The Irish government has proposed a bill to reform the method by which the country appoints its judges. Patrick O’Brien discusses the proposals, and argues that several of the criticisms levelled against the bill lack force.

Judicial appointments in Ireland are shortly due to be put on a more formal footing. When the Irish Judicial Appointments Commission Bill 2022 is enacted, it will provide for an appointments commission designed in the image of many similar bodies that have been developed in common law jurisdictions in the last 30 years. The bill has, however, been the subject of recent criticism from the Chief Justice, Donal O’Donnell, who has questioned the composition of the proposed Commission.

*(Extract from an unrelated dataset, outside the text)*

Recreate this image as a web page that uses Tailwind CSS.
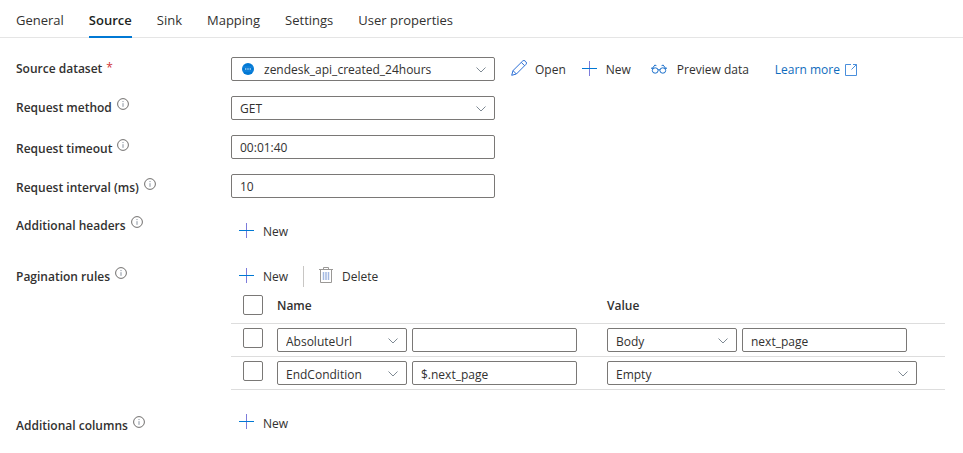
<!DOCTYPE html>
<html lang="en">
<head>
<meta charset="utf-8">
<meta name="viewport" content="width=device-width, initial-scale=1">
<title>Source</title>
<script src="https://cdn.jsdelivr.net/npm/@tailwindcss/browser@4"></script>
</head>
<body class="bg-white font-['Open_Sans','Noto_Sans',sans-serif] text-[12px] text-[#323130]">
<svg class="hidden" aria-hidden="true">
  <symbol id="chevron" viewBox="0 0 10 6"><path d="M.5.5 5 5 9.5.5" fill="none" stroke="#7f8a94"/></symbol>
  <symbol id="plus" viewBox="0 0 15 15"><path d="M7.5 0v15" stroke="#7c7bdb" fill="none"/><path d="M0 7.5h15" stroke="#0078d4" fill="none"/></symbol>
  <symbol id="info" viewBox="0 0 12 12"><circle cx="6" cy="6" r="5.4" fill="none" stroke="#605e5c" stroke-width=".9"/><path d="M6 5.2v3.6M6 3v1.1" stroke="#7a8794" stroke-width=".9"/></symbol>
</svg>

<nav class="flex h-[38px] gap-[25px] border-b border-[#e5e5e5] px-4 text-[13px]">
  <a href="#" class="flex h-[38px] items-center pt-1">General</a>
  <a href="#" aria-current="page" class="flex h-[38px] items-center border-b-2 border-[#0078d4] pt-1.5 font-semibold text-[#201f1e]">Source</a>
  <a href="#" class="flex h-[38px] items-center pt-1">Sink</a>
  <a href="#" class="flex h-[38px] items-center pt-1">Mapping</a>
  <a href="#" class="flex h-[38px] items-center pt-1">Settings</a>
  <a href="#" class="flex h-[38px] items-center pt-1">User properties</a>
</nav>

<form class="flex flex-col gap-[15px] pt-[19px] pr-[18px] pl-4">
  <div class="grid grid-cols-[215px_1fr]">
    <label for="dataset" class="flex h-6 items-center gap-1 font-semibold">Source dataset <span class="pb-0.5 font-normal text-[#d13438]">*</span></label>
    <div class="flex items-center">
      <div class="relative w-[264px]">
        <select id="dataset" class="block h-6 w-full appearance-none rounded-[2px] border border-[#7a7876] bg-white pt-0.5 pr-6 pl-8"><option>zendesk_api_created_24hours</option></select>
        <svg class="pointer-events-none absolute top-1.5 left-[11px] size-3" viewBox="0 0 12 12"><circle cx="6" cy="6" r="6" fill="#0078d4"/><path d="M.8 4h10.4M.8 8h10.4" stroke="#3c9be8" stroke-width=".5"/><path d="M3 6h1.4M5.3 6h1.4M7.6 6H9" stroke="#fff"/></svg>
        <svg class="pointer-events-none absolute top-2.5 right-[9px] h-1.5 w-2.5"><use href="#chevron"/></svg>
      </div>
      <button type="button" class="ml-4 flex items-center gap-2 pt-0.5"><svg class="mb-1 size-4" viewBox="0 0 16 16" fill="none" stroke="#2b6fd6"><path d="M.7 15.300 2 10.600 11.700 1a1.700 1.700 0 0 1 2.400 0l.9.900a1.700 1.700 0 0 1 0 2.400L5.400 14z"/><path d="M2 10.600 5.400 14M10.300 2.400l3.300 3.300"/></svg>Open</button>
      <button type="button" class="ml-4 flex items-center gap-[9px] pt-0.5"><svg class="mb-1 size-[15px]"><use href="#plus"/></svg>New</button>
      <button type="button" class="ml-5 flex items-center gap-[10px] pt-0.5"><svg class="mb-0.5 h-2.5 w-4" viewBox="0 0 16 10" fill="none" stroke="#1a6fcb"><ellipse cx="4.200" cy="6.500" rx="2.900" ry="2.700"/><ellipse cx="11.800" cy="6.500" rx="2.900" ry="2.700"/><path d="M7 6q1-.8 2 0M0 4.200h2.200M13.800 4.200H16M1.300 4.500 3.800 1.100l1.600.5M14.700 4.500 12.200 1.100l-1.600.5"/></svg>Preview data</button>
      <a href="#" class="ml-[26px] flex items-center gap-[5px] pt-0.5 text-[#0f6cbd]">Learn more <svg class="size-3" viewBox="0 0 12 12" fill="none" stroke="#4a8fdc"><path d="M6 .5H.5v11h11V.5H8M11.500.5 6.500 5.500"/></svg></a>
    </div>
  </div>

  <div class="grid grid-cols-[215px_1fr]">
    <label for="method" class="flex h-6 items-center gap-[5px] font-semibold">Request method <svg class="mb-2 size-3"><use href="#info"/></svg></label>
    <div class="relative w-[264px]">
      <select id="method" class="block h-6 w-full appearance-none rounded-[2px] border border-[#7a7876] bg-white px-2 pt-0.5"><option>GET</option></select>
      <svg class="pointer-events-none absolute top-2.5 right-[9px] h-1.5 w-2.5"><use href="#chevron"/></svg>
    </div>
  </div>

  <div class="grid grid-cols-[215px_1fr]">
    <label for="timeout" class="flex h-6 items-center gap-[5px] pt-[3px] font-semibold">Request timeout <svg class="mb-2 size-3"><use href="#info"/></svg></label>
    <input id="timeout" type="text" value="00:01:40" class="h-6 w-[264px] rounded-[2px] border border-[#7a7876] px-2">
  </div>

  <div class="grid grid-cols-[215px_1fr]">
    <label for="interval" class="flex h-6 items-center gap-[5px] pt-[3px] font-semibold">Request interval (ms) <svg class="mb-2 size-3"><use href="#info"/></svg></label>
    <input id="interval" type="text" value="10" class="h-6 w-[264px] rounded-[2px] border border-[#7a7876] px-2">
  </div>

  <div class="grid grid-cols-[215px_1fr]">
    <span class="flex h-6 items-center gap-[5px] pt-px font-semibold">Additional headers <svg class="mb-2 size-3"><use href="#info"/></svg></span>
    <button type="button" class="flex h-9 items-center gap-[9px] justify-self-start px-2 pt-0.5"><svg class="mb-1 size-[15px]"><use href="#plus"/></svg>New</button>
  </div>

  <div class="grid grid-cols-[215px_1fr]">
    <span class="flex h-6 items-center gap-[5px] pt-px font-semibold">Pagination rules <svg class="mb-2 size-3"><use href="#info"/></svg></span>
    <div>
      <div class="flex h-6 items-center pl-2">
        <button type="button" class="flex items-center gap-[9px] pt-0.5"><svg class="mb-1 size-[15px]"><use href="#plus"/></svg>New</button>
        <span class="ml-[15px] h-[21px] w-px bg-[#c8c6c4]"></span>
        <button type="button" class="ml-[15px] flex items-center gap-[9px] pt-0.5"><svg class="mb-1 h-4 w-3.5" viewBox="0 0 14 16" fill="none" stroke="#9a9896"><path d="M0 2.500h14M4.500 2.500v-2h5v2M1.500 2.500v13h11v-13"/><path d="M4.500 5v8M7 5v8M9.500 5v8" stroke="#a3b9e2" stroke-width="1.500"/></svg>Delete</button>
      </div>
      <table class="w-full table-fixed border-collapse text-left">
        <thead>
          <tr class="h-[35px] border-b border-[#dddddd]">
            <th class="w-[46px] pl-3"><input type="checkbox" aria-label="Select all" class="block size-5 appearance-none rounded-[2px] border border-[#7a7876]"></th>
            <th class="w-[330px] pt-0.5 font-semibold">Name</th>
            <th class="pt-0.5 font-semibold">Value</th>
          </tr>
        </thead>
        <tbody>
          <tr class="h-[33px] border-b border-[#dddddd]">
            <td class="pb-1 pl-3"><input type="checkbox" aria-label="Select AbsoluteUrl" class="block size-5 appearance-none rounded-[2px] border border-[#7a7876]"></td>
            <td><div class="flex gap-[5px]">
              <div class="relative w-[130px]"><select aria-label="Rule name" class="block h-6 w-full appearance-none rounded-[2px] border border-[#7a7876] bg-white px-2 pt-1"><option>AbsoluteUrl</option></select><svg class="pointer-events-none absolute top-2.5 right-[9px] h-1.5 w-2.5"><use href="#chevron"/></svg></div>
              <input type="text" aria-label="Name key" class="h-6 w-[165px] rounded-[2px] border border-[#7a7876] px-2 pt-[3px]">
            </div></td>
            <td><div class="flex gap-[5px]">
              <div class="relative w-[130px]"><select aria-label="Value type" class="block h-6 w-full appearance-none rounded-[2px] border border-[#7a7876] bg-white px-2 pt-1"><option>Body</option></select><svg class="pointer-events-none absolute top-2.5 right-[9px] h-1.5 w-2.5"><use href="#chevron"/></svg></div>
              <input type="text" aria-label="Value" value="next_page" class="h-6 w-[165px] rounded-[2px] border border-[#7a7876] px-2 pt-[3px]">
            </div></td>
          </tr>
          <tr class="h-[33px] border-b border-[#dddddd]">
            <td class="pb-1 pl-3"><input type="checkbox" aria-label="Select EndCondition" class="block size-5 appearance-none rounded-[2px] border border-[#7a7876]"></td>
            <td><div class="flex gap-[5px]">
              <div class="relative w-[130px]"><select aria-label="Rule name" class="block h-6 w-full appearance-none rounded-[2px] border border-[#7a7876] bg-white px-2 pt-1"><option>EndCondition</option></select><svg class="pointer-events-none absolute top-2.5 right-[9px] h-1.5 w-2.5"><use href="#chevron"/></svg></div>
              <input type="text" aria-label="Name key" value="$.next_page" class="h-6 w-[165px] rounded-[2px] border border-[#7a7876] px-2 pt-[3px]">
            </div></td>
            <td>
              <div class="relative w-[310px]"><select aria-label="Value type" class="block h-6 w-full appearance-none rounded-[2px] border border-[#7a7876] bg-white px-2 pt-1"><option>Empty</option></select><svg class="pointer-events-none absolute top-2.5 right-[9px] h-1.5 w-2.5"><use href="#chevron"/></svg></div>
            </td>
          </tr>
        </tbody>
      </table>
    </div>
  </div>

  <div class="grid grid-cols-[215px_1fr] pt-[7px]">
    <span class="flex h-6 items-center gap-[5px] pt-1 font-semibold">Additional columns <svg class="mb-2 size-3"><use href="#info"/></svg></span>
    <button type="button" class="flex h-6 items-center gap-[9px] justify-self-start px-2"><svg class="mb-1 size-[15px]"><use href="#plus"/></svg>New</button>
  </div>
</form>
</body>
</html>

Judicial appointments have been something of a saga in Irish politics in the last few years. The current system is widely regarded as inadequate and has been the subject of repeated proposals for reform in the past decade. An independent Judicial Appointments Advisory Board (JAAB), chaired by the Chief Justice, receives and comments on applications for judicial office from outside the judiciary but leaves appointments essentially to the political discretion of the government, which in theory (though all the evidence suggests, not in practice) leaves open the possibility of a more politicised judiciary. Promotions of existing judges are not considered by the JAAB at all. It is generally accepted, therefore, that appointments require reform. The current bill is the second to be put to the Oireachtas (Irish Parliament) since 2017. The 2017 bill was demanded as the price of entering coalition government by Shane Ross, a campaigning journalist and then an independent TD. This bill would have created a rather unwieldy body with 13 members and a lay majority and chair, as well as a number of sub-committees which would be called into being depending on the nature of the appointment. For a small jurisdiction which makes only a handful of judicial appointments each year, the system was significantly over-designed.